**DIRECTIONS**
Copy the data that follows, character for character, minus the pictures.

**DATA EXTRACT**

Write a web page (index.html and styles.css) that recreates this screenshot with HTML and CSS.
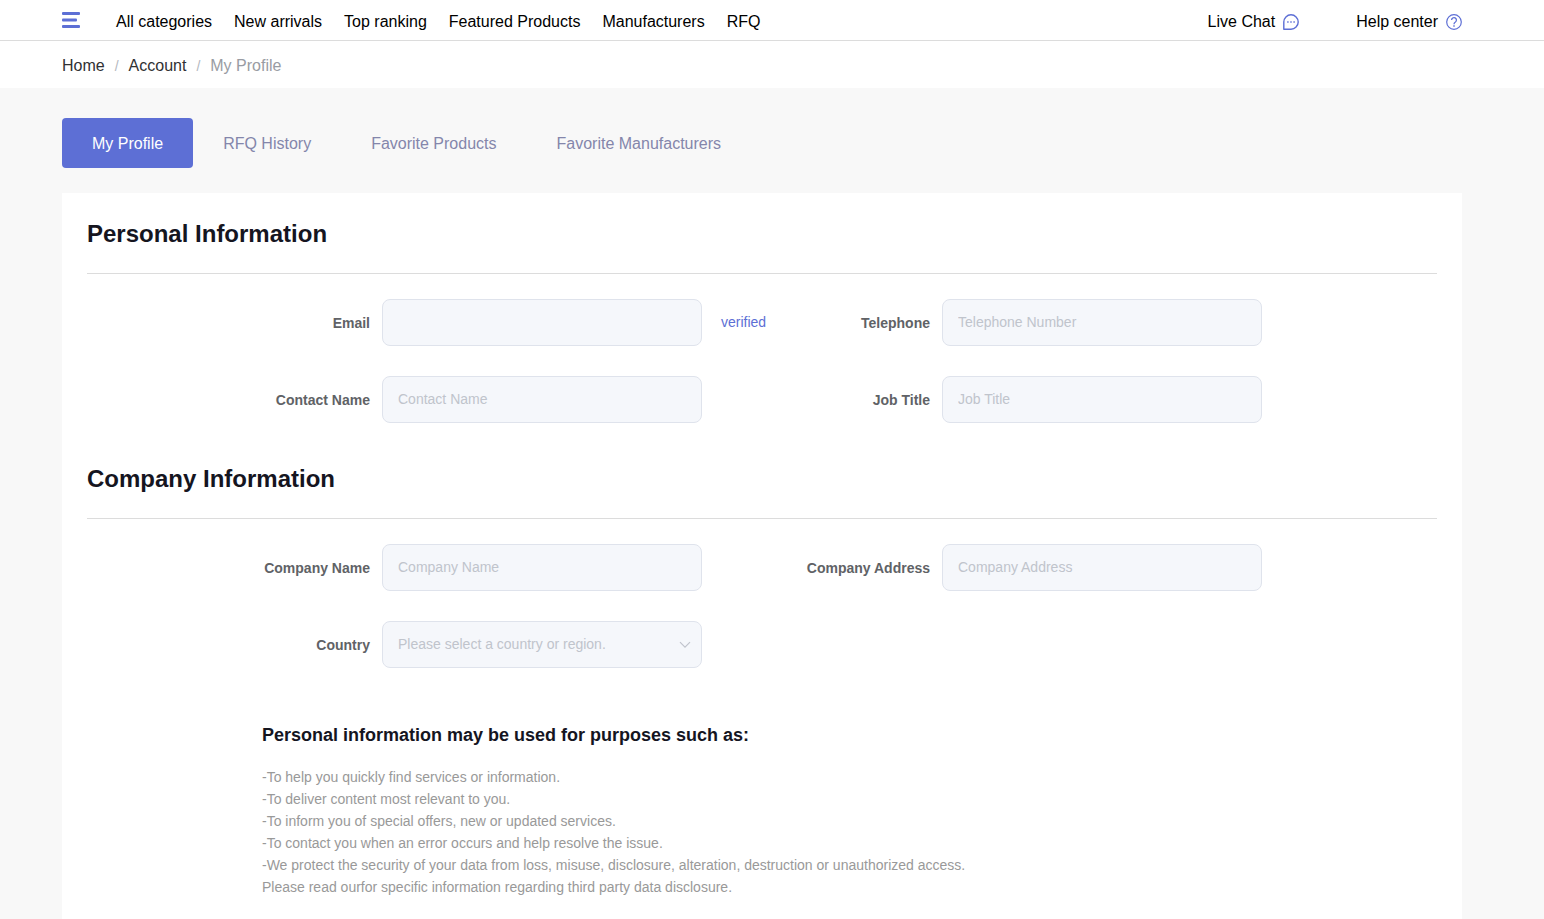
FILE: index.html
```html
<!DOCTYPE html>
<html lang="en">
<head>
<meta charset="utf-8">
<meta name="viewport" content="width=device-width, initial-scale=1">
<title>My Profile</title>
<link rel="stylesheet" href="styles.css">
</head>
<body>
<header class="topbar wrap">
  <button class="menu-button" type="button" aria-label="Menu">
    <svg width="18" height="16" viewBox="0 0 18 16" fill="#5d6fd5" aria-hidden="true"><rect width="18" height="3" rx="1"/><rect y="6.5" width="15" height="3" rx="1"/><rect y="13" width="18" height="3" rx="1"/></svg>
  </button>
  <nav class="main-nav" aria-label="Main">
    <a href="#">All categories</a>
    <a href="#">New arrivals</a>
    <a href="#">Top ranking</a>
    <a href="#">Featured Products</a>
    <a href="#">Manufacturers</a>
    <a href="#">RFQ</a>
  </nav>
  <div class="support">
    <a href="#">Live Chat
      <svg width="16" height="16" viewBox="0 0 16 16" fill="none" stroke="#5d6fd5" stroke-width="1.4" aria-hidden="true"><path d="M.8 15.2V8A7.2 7.2 0 1 1 8 15.2Z" stroke-linejoin="round"/><path d="M4.2 8h1.4M7.3 8h1.4M10.4 8h1.4" stroke-width="1.4"/></svg>
    </a>
    <a href="#">Help center
      <svg width="16" height="16" viewBox="0 0 16 16" fill="none" stroke="#5d6fd5" stroke-width="1.2" aria-hidden="true"><circle cx="8" cy="8" r="7.3"/><path d="M5.6 6.1a2.4 2.4 0 1 1 3.8 1.9C8.4 8.6 8 9 8 10.2" stroke-width="1.3"/><path d="M8 11.2v1.5" stroke-width="1.4"/></svg>
    </a>
  </div>
</header>
<nav class="breadcrumb wrap" aria-label="Breadcrumb">
  <a href="#">Home</a><span class="separator">/</span><a href="#">Account</a><span class="separator">/</span><span class="current" aria-current="page">My Profile</span>
</nav>
<main class="content wrap">
  <nav class="tabs" aria-label="Account sections">
    <a class="tab active" href="#">My Profile</a>
    <a class="tab" href="#">RFQ History</a>
    <a class="tab" href="#">Favorite Products</a>
    <a class="tab" href="#">Favorite Manufacturers</a>
  </nav>
  <form class="panel">
    <section class="section">
      <h2 class="section-title">Personal Information</h2>
      <div class="fields">
        <div class="field"><label for="email">Email</label><input id="email" type="email"><span class="verified">verified</span></div>
        <div class="field"><label for="telephone">Telephone</label><input id="telephone" type="tel" placeholder="Telephone Number"></div>
        <div class="field"><label for="contact">Contact Name</label><input id="contact" type="text" placeholder="Contact Name"></div>
        <div class="field"><label for="job">Job Title</label><input id="job" type="text" placeholder="Job Title"></div>
      </div>
    </section>
    <section class="section">
      <h2 class="section-title">Company Information</h2>
      <div class="fields">
        <div class="field"><label for="company">Company Name</label><input id="company" type="text" placeholder="Company Name"></div>
        <div class="field"><label for="address">Company Address</label><input id="address" type="text" placeholder="Company Address"></div>
        <div class="field"><label for="country">Country</label>
          <div class="select-box">
            <select id="country"><option>Please select a country or region.</option></select>
            <svg width="12" height="8" viewBox="0 0 12 8" fill="none" stroke="#c0c4cc" stroke-width="1.2" aria-hidden="true"><path d="M1 1.2l5 5 5-5"/></svg>
          </div>
        </div>
      </div>
    </section>
    <section class="notice">
      <h3>Personal information may be used for purposes such as:</h3>
      <p>-To help you quickly find services or information.</p>
      <p>-To deliver content most relevant to you.</p>
      <p>-To inform you of special offers, new or updated services.</p>
      <p>-To contact you when an error occurs and help resolve the issue.</p>
      <p>-We protect the security of your data from loss, misuse, disclosure, alteration, destruction or unauthorized access.</p>
      <p>Please read ourfor specific information regarding third party data disclosure.</p>
    </section>
  </form>
</main>
</body>
</html>
```
FILE: styles.css
```css
* { box-sizing: border-box; }
body {
  margin: 0;
  min-height: 100vh;
  display: flex;
  flex-direction: column;
  background: #f8f8f8;
  color: #15151f;
  font-family: "Liberation Sans", Arial, sans-serif;
  font-size: 16px;
}
a { color: inherit; text-decoration: none; }
h2, h3, p { margin: 0; }
svg { display: block; flex: none; }
.wrap { padding-left: 62px; padding-right: 82px; }

.topbar {
  display: flex;
  align-items: center;
  min-height: 41px;
  background: #fff;
  border-bottom: 1px solid #dcdcdc;
  color: #000;
  line-height: 22px;
  white-space: nowrap;
}
.menu-button { margin: 0 36px 0 0; padding: 0; border: 0; background: none; cursor: pointer; }
.main-nav { display: flex; gap: 22px; padding-top: 3px; }
.support { display: flex; gap: 57px; margin-left: auto; padding-top: 3px; }
.support a { display: flex; align-items: center; gap: 8px; }

.breadcrumb {
  display: flex;
  align-items: center;
  min-height: 47px;
  padding-top: 2px;
  background: #fff;
  color: #303133;
}
.separator { margin: 0 10px; color: #b4b8c0; font-size: 14px; }
.current { color: #999ca3; }

.content { flex: 1; display: flex; flex-direction: column; padding-top: 30px; }
.tabs { display: flex; margin-bottom: 25px; }
.tab { padding: 2px 30px 0; border-radius: 4px; color: #8486ab; line-height: 48px; }
.tab.active { background: #5d6fd5; color: #fff; }

.panel { flex: 1; padding: 25px 25px 16px; background: #fff; }
.section { margin-bottom: 40px; }
.section-title {
  padding-bottom: 23px;
  border-bottom: 1px solid #dcdcdc;
  font-size: 24px;
  line-height: 32px;
}
.fields {
  display: grid;
  grid-template-columns: repeat(2, minmax(0, 1fr));
  row-gap: 30px;
  padding: 25px 95px 0 135px;
}
.field {
  display: grid;
  grid-template-columns: 148px minmax(0, 320px) auto;
  column-gap: 12px;
  justify-content: start;
  align-items: center;
  font-size: 14px;
}
.field label { color: #606266; font-weight: bold; text-align: right; }
.field input, .field select {
  width: 100%;
  height: 47px;
  padding: 0 15px 2px;
  border: 1px solid #dfe3ec;
  border-radius: 8px;
  background: #f5f7fb;
  color: #606266;
  font: inherit;
}
.field input::placeholder { color: #c0c4cc; opacity: 1; }
.field select { appearance: none; color: #c0c4cc; }
.select-box { display: grid; align-items: center; }
.select-box > * { grid-area: 1 / 1; }
.select-box svg { justify-self: end; margin-right: 11px; pointer-events: none; }
.verified { padding: 0 0 2px 7px; color: #5d6fd5; }

.notice { margin-top: 56px; padding-left: 175px; color: #999; font-size: 14px; line-height: 22px; }
.notice h3 { margin-bottom: 20px; color: #15151f; font-size: 18px; line-height: 22px; }
```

**ANSWER**
Write a web page (index.html and styles.css) that recreates this screenshot with HTML and CSS.
FILE: index.html
```html
<!DOCTYPE html>
<html lang="en">
<head>
<meta charset="utf-8">
<meta name="viewport" content="width=device-width, initial-scale=1">
<title>My Profile</title>
<link rel="stylesheet" href="styles.css">
</head>
<body>
<header class="topbar wrap">
  <button class="menu-button" type="button" aria-label="Menu">
    <svg width="18" height="16" viewBox="0 0 18 16" fill="#5d6fd5" aria-hidden="true"><rect width="18" height="3" rx="1"/><rect y="6.5" width="15" height="3" rx="1"/><rect y="13" width="18" height="3" rx="1"/></svg>
  </button>
  <nav class="main-nav" aria-label="Main">
    <a href="#">All categories</a>
    <a href="#">New arrivals</a>
    <a href="#">Top ranking</a>
    <a href="#">Featured Products</a>
    <a href="#">Manufacturers</a>
    <a href="#">RFQ</a>
  </nav>
  <div class="support">
    <a href="#">Live Chat
      <svg width="16" height="16" viewBox="0 0 16 16" fill="none" stroke="#5d6fd5" stroke-width="1.4" aria-hidden="true"><path d="M.8 15.2V8A7.2 7.2 0 1 1 8 15.2Z" stroke-linejoin="round"/><path d="M4.2 8h1.4M7.3 8h1.4M10.4 8h1.4" stroke-width="1.4"/></svg>
    </a>
    <a href="#">Help center
      <svg width="16" height="16" viewBox="0 0 16 16" fill="none" stroke="#5d6fd5" stroke-width="1.2" aria-hidden="true"><circle cx="8" cy="8" r="7.3"/><path d="M5.6 6.1a2.4 2.4 0 1 1 3.8 1.9C8.4 8.6 8 9 8 10.2" stroke-width="1.3"/><path d="M8 11.2v1.5" stroke-width="1.4"/></svg>
    </a>
  </div>
</header>
<nav class="breadcrumb wrap" aria-label="Breadcrumb">
  <a href="#">Home</a><span class="separator">/</span><a href="#">Account</a><span class="separator">/</span><span class="current" aria-current="page">My Profile</span>
</nav>
<main class="content wrap">
  <nav class="tabs" aria-label="Account sections">
    <a class="tab active" href="#">My Profile</a>
    <a class="tab" href="#">RFQ History</a>
    <a class="tab" href="#">Favorite Products</a>
    <a class="tab" href="#">Favorite Manufacturers</a>
  </nav>
  <form class="panel">
    <section class="section">
      <h2 class="section-title">Personal Information</h2>
      <div class="fields">
        <div class="field"><label for="email">Email</label><input id="email" type="email"><span class="verified">verified</span></div>
        <div class="field"><label for="telephone">Telephone</label><input id="telephone" type="tel" placeholder="Telephone Number"></div>
        <div class="field"><label for="contact">Contact Name</label><input id="contact" type="text" placeholder="Contact Name"></div>
        <div class="field"><label for="job">Job Title</label><input id="job" type="text" placeholder="Job Title"></div>
      </div>
    </section>
    <section class="section">
      <h2 class="section-title">Company Information</h2>
      <div class="fields">
        <div class="field"><label for="company">Company Name</label><input id="company" type="text" placeholder="Company Name"></div>
        <div class="field"><label for="address">Company Address</label><input id="address" type="text" placeholder="Company Address"></div>
        <div class="field"><label for="country">Country</label>
          <div class="select-box">
            <select id="country"><option>Please select a country or region.</option></select>
            <svg width="12" height="8" viewBox="0 0 12 8" fill="none" stroke="#c0c4cc" stroke-width="1.2" aria-hidden="true"><path d="M1 1.2l5 5 5-5"/></svg>
          </div>
        </div>
      </div>
    </section>
    <section class="notice">
      <h3>Personal information may be used for purposes such as:</h3>
      <p>-To help you quickly find services or information.</p>
      <p>-To deliver content most relevant to you.</p>
      <p>-To inform you of special offers, new or updated services.</p>
      <p>-To contact you when an error occurs and help resolve the issue.</p>
      <p>-We protect the security of your data from loss, misuse, disclosure, alteration, destruction or unauthorized access.</p>
      <p>Please read ourfor specific information regarding third party data disclosure.</p>
    </section>
  </form>
</main>
</body>
</html>
```
FILE: styles.css
```css
* { box-sizing: border-box; }
body {
  margin: 0;
  min-height: 100vh;
  display: flex;
  flex-direction: column;
  background: #f8f8f8;
  color: #15151f;
  font-family: "Liberation Sans", Arial, sans-serif;
  font-size: 16px;
}
a { color: inherit; text-decoration: none; }
h2, h3, p { margin: 0; }
svg { display: block; flex: none; }
.wrap { padding-left: 62px; padding-right: 82px; }

.topbar {
  display: flex;
  align-items: center;
  min-height: 41px;
  background: #fff;
  border-bottom: 1px solid #dcdcdc;
  color: #000;
  line-height: 22px;
  white-space: nowrap;
}
.menu-button { margin: 0 36px 0 0; padding: 0; border: 0; background: none; cursor: pointer; }
.main-nav { display: flex; gap: 22px; padding-top: 3px; }
.support { display: flex; gap: 57px; margin-left: auto; padding-top: 3px; }
.support a { display: flex; align-items: center; gap: 8px; }

.breadcrumb {
  display: flex;
  align-items: center;
  min-height: 47px;
  padding-top: 2px;
  background: #fff;
  color: #303133;
}
.separator { margin: 0 10px; color: #b4b8c0; font-size: 14px; }
.current { color: #999ca3; }

.content { flex: 1; display: flex; flex-direction: column; padding-top: 30px; }
.tabs { display: flex; margin-bottom: 25px; }
.tab { padding: 2px 30px 0; border-radius: 4px; color: #8486ab; line-height: 48px; }
.tab.active { background: #5d6fd5; color: #fff; }

.panel { flex: 1; padding: 25px 25px 16px; background: #fff; }
.section { margin-bottom: 40px; }
.section-title {
  padding-bottom: 23px;
  border-bottom: 1px solid #dcdcdc;
  font-size: 24px;
  line-height: 32px;
}
.fields {
  display: grid;
  grid-template-columns: repeat(2, minmax(0, 1fr));
  row-gap: 30px;
  padding: 25px 95px 0 135px;
}
.field {
  display: grid;
  grid-template-columns: 148px minmax(0, 320px) auto;
  column-gap: 12px;
  justify-content: start;
  align-items: center;
  font-size: 14px;
}
.field label { color: #606266; font-weight: bold; text-align: right; }
.field input, .field select {
  width: 100%;
  height: 47px;
  padding: 0 15px 2px;
  border: 1px solid #dfe3ec;
  border-radius: 8px;
  background: #f5f7fb;
  color: #606266;
  font: inherit;
}
.field input::placeholder { color: #c0c4cc; opacity: 1; }
.field select { appearance: none; color: #c0c4cc; }
.select-box { display: grid; align-items: center; }
.select-box > * { grid-area: 1 / 1; }
.select-box svg { justify-self: end; margin-right: 11px; pointer-events: none; }
.verified { padding: 0 0 2px 7px; color: #5d6fd5; }

.notice { margin-top: 56px; padding-left: 175px; color: #999; font-size: 14px; line-height: 22px; }
.notice h3 { margin-bottom: 20px; color: #15151f; font-size: 18px; line-height: 22px; }
```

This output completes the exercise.